• Written request:
From the listing below, pick out each line with the word "table".

• Material:
================================
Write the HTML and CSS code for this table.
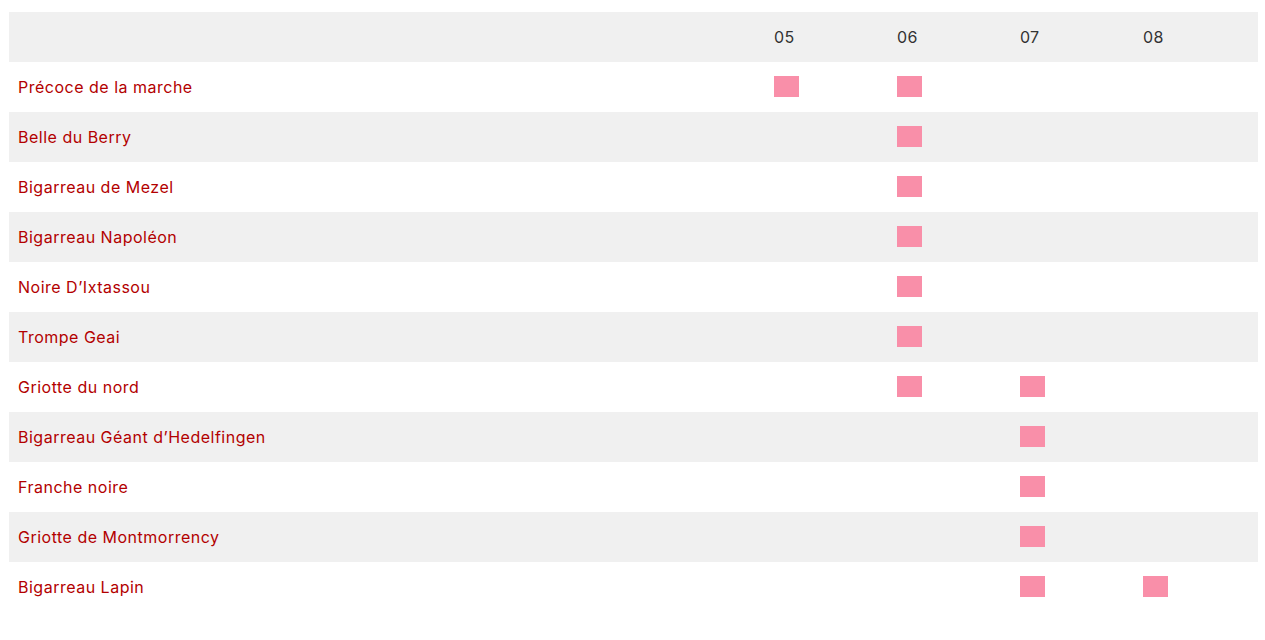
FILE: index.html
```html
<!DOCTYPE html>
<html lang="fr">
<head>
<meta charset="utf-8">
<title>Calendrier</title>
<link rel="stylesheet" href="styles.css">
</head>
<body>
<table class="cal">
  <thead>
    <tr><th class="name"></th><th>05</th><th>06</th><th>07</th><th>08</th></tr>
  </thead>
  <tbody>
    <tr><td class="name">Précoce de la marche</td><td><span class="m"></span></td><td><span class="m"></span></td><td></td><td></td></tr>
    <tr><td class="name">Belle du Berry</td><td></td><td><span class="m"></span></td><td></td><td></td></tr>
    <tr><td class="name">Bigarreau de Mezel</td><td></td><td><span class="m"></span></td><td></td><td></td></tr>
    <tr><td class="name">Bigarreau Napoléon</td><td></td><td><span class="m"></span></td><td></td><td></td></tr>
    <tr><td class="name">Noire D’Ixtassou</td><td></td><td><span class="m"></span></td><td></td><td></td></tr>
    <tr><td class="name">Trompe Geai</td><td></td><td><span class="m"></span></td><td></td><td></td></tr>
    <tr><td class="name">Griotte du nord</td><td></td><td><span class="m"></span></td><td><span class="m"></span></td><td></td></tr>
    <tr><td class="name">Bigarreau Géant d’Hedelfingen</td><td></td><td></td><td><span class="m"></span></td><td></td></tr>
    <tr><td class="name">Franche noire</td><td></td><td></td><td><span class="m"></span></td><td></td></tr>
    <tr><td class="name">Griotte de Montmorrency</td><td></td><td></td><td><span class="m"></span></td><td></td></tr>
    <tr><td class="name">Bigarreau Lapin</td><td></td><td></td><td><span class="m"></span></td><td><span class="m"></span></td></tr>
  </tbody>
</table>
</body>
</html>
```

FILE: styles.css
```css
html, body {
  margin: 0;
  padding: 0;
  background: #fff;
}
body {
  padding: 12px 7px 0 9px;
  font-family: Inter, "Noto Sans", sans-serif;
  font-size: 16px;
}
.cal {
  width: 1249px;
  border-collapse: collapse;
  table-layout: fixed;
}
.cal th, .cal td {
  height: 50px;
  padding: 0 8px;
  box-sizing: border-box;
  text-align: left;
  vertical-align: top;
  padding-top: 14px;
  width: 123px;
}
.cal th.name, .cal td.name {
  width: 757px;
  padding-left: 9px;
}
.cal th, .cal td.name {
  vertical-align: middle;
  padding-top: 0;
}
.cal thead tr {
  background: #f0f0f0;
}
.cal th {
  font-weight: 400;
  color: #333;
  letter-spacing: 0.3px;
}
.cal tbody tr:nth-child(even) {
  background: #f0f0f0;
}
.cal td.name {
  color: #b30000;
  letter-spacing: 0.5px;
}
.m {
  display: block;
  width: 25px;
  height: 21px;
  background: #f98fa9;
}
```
================================
• Solution to the problem:
Write the HTML and CSS code for this table.
<table class="cal">
</table>
  table-layout: fixed;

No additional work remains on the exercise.